■ **Exercise goal**:
Skip the pictures and quote all of the lines exactly.

■ **Collected material**:
__________________________________________________
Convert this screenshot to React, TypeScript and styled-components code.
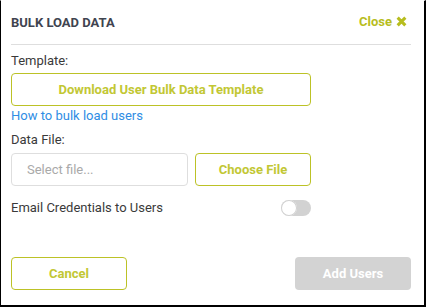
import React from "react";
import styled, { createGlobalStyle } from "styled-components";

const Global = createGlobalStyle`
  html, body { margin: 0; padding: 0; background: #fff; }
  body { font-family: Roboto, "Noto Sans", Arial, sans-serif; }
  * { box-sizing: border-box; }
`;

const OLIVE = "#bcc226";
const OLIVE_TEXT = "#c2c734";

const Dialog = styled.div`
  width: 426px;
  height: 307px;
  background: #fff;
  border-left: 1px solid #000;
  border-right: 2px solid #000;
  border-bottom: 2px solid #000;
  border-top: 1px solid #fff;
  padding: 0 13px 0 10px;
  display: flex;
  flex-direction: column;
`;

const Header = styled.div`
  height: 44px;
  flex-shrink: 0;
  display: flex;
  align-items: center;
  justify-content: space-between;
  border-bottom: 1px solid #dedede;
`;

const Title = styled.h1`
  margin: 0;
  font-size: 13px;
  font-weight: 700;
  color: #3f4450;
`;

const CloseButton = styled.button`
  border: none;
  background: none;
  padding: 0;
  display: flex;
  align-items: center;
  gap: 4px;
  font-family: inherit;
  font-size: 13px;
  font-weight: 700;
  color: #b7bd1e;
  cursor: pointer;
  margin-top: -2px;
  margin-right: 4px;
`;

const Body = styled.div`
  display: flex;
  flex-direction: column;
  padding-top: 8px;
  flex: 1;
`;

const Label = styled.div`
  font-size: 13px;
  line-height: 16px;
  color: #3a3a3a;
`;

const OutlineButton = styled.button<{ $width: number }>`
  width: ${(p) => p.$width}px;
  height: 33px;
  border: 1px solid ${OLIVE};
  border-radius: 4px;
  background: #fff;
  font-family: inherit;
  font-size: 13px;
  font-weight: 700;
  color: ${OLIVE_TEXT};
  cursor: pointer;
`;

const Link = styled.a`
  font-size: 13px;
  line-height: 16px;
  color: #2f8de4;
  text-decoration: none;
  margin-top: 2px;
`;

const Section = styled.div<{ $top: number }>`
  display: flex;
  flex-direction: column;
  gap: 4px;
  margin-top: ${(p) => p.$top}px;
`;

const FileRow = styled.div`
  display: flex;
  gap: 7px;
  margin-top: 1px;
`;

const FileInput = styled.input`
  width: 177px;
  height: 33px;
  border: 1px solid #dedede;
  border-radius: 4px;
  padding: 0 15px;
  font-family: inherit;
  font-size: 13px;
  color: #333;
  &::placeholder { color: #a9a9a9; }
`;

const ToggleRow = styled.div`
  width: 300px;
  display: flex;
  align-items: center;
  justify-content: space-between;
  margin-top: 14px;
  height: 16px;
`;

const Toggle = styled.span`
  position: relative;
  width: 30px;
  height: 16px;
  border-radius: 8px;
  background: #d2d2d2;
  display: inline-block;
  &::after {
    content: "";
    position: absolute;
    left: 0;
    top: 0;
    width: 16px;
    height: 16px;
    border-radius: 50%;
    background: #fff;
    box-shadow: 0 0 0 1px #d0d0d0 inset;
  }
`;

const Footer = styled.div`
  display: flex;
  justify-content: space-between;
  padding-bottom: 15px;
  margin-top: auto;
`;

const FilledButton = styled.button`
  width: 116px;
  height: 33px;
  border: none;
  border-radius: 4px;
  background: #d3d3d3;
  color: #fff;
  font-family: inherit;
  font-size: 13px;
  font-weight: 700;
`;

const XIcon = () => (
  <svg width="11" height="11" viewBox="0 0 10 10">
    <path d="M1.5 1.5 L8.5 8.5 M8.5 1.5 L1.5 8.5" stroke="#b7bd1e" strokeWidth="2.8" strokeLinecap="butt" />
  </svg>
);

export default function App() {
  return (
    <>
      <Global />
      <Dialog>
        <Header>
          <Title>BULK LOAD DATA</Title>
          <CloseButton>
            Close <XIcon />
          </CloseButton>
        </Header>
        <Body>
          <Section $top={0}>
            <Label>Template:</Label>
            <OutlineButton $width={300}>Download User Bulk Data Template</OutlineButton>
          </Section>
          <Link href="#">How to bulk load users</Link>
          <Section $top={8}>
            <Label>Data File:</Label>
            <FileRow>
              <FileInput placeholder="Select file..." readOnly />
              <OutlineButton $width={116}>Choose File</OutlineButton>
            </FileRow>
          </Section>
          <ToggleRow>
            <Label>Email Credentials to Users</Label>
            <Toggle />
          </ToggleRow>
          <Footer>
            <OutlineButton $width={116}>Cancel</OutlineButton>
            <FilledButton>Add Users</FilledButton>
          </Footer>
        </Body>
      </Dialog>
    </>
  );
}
__________________________________________________
■ **The output**:
Convert this screenshot to React, TypeScript and styled-components code.
import React from "react";
import styled, { createGlobalStyle } from "styled-components";

const Global = createGlobalStyle`
  html, body { margin: 0; padding: 0; background: #fff; }
  body { font-family: Roboto, "Noto Sans", Arial, sans-serif; }
  * { box-sizing: border-box; }
`;

const OLIVE = "#bcc226";
const OLIVE_TEXT = "#c2c734";

const Dialog = styled.div`
  width: 426px;
  height: 307px;
  background: #fff;
  border-left: 1px solid #000;
  border-right: 2px solid #000;
  border-bottom: 2px solid #000;
  border-top: 1px solid #fff;
  padding: 0 13px 0 10px;
  display: flex;
  flex-direction: column;
`;

const Header = styled.div`
  height: 44px;
  flex-shrink: 0;
  display: flex;
  align-items: center;
  justify-content: space-between;
  border-bottom: 1px solid #dedede;
`;

const Title = styled.h1`
  margin: 0;
  font-size: 13px;
  font-weight: 700;
  color: #3f4450;
`;

const CloseButton = styled.button`
  border: none;
  background: none;
  padding: 0;
  display: flex;
  align-items: center;
  gap: 4px;
  font-family: inherit;
  font-size: 13px;
  font-weight: 700;
  color: #b7bd1e;
  cursor: pointer;
  margin-top: -2px;
  margin-right: 4px;
`;

const Body = styled.div`
  display: flex;
  flex-direction: column;
  padding-top: 8px;
  flex: 1;
`;

const Label = styled.div`
  font-size: 13px;
  line-height: 16px;
  color: #3a3a3a;
`;

const OutlineButton = styled.button<{ $width: number }>`
  width: ${(p) => p.$width}px;
  height: 33px;
  border: 1px solid ${OLIVE};
  border-radius: 4px;
  background: #fff;
  font-family: inherit;
  font-size: 13px;
  font-weight: 700;
  color: ${OLIVE_TEXT};
  cursor: pointer;
`;

const Link = styled.a`
  font-size: 13px;
  line-height: 16px;
  color: #2f8de4;
  text-decoration: none;
  margin-top: 2px;
`;

const Section = styled.div<{ $top: number }>`
  display: flex;
  flex-direction: column;
  gap: 4px;
  margin-top: ${(p) => p.$top}px;
`;

const FileRow = styled.div`
  display: flex;
  gap: 7px;
  margin-top: 1px;
`;

const FileInput = styled.input`
  width: 177px;
  height: 33px;
  border: 1px solid #dedede;
  border-radius: 4px;
  padding: 0 15px;
  font-family: inherit;
  font-size: 13px;
  color: #333;
  &::placeholder { color: #a9a9a9; }
`;

const ToggleRow = styled.div`
  width: 300px;
  display: flex;
  align-items: center;
  justify-content: space-between;
  margin-top: 14px;
  height: 16px;
`;

const Toggle = styled.span`
  position: relative;
  width: 30px;
  height: 16px;
  border-radius: 8px;
  background: #d2d2d2;
  display: inline-block;
  &::after {
    content: "";
    position: absolute;
    left: 0;
    top: 0;
    width: 16px;
    height: 16px;
    border-radius: 50%;
    background: #fff;
    box-shadow: 0 0 0 1px #d0d0d0 inset;
  }
`;

const Footer = styled.div`
  display: flex;
  justify-content: space-between;
  padding-bottom: 15px;
  margin-top: auto;
`;

const FilledButton = styled.button`
  width: 116px;
  height: 33px;
  border: none;
  border-radius: 4px;
  background: #d3d3d3;
  color: #fff;
  font-family: inherit;
  font-size: 13px;
  font-weight: 700;
`;

const XIcon = () => (
  <svg width="11" height="11" viewBox="0 0 10 10">
    <path d="M1.5 1.5 L8.5 8.5 M8.5 1.5 L1.5 8.5" stroke="#b7bd1e" strokeWidth="2.8" strokeLinecap="butt" />
  </svg>
);

export default function App() {
  return (
    <>
      <Global />
      <Dialog>
        <Header>
          <Title>BULK LOAD DATA</Title>
          <CloseButton>
            Close <XIcon />
          </CloseButton>
        </Header>
        <Body>
          <Section $top={0}>
            <Label>Template:</Label>
            <OutlineButton $width={300}>Download User Bulk Data Template</OutlineButton>
          </Section>
          <Link href="#">How to bulk load users</Link>
          <Section $top={8}>
            <Label>Data File:</Label>
            <FileRow>
              <FileInput placeholder="Select file..." readOnly />
              <OutlineButton $width={116}>Choose File</OutlineButton>
            </FileRow>
          </Section>
          <ToggleRow>
            <Label>Email Credentials to Users</Label>
            <Toggle />
          </ToggleRow>
          <Footer>
            <OutlineButton $width={116}>Cancel</OutlineButton>
            <FilledButton>Add Users</FilledButton>
          </Footer>
        </Body>
      </Dialog>
    </>
  );
}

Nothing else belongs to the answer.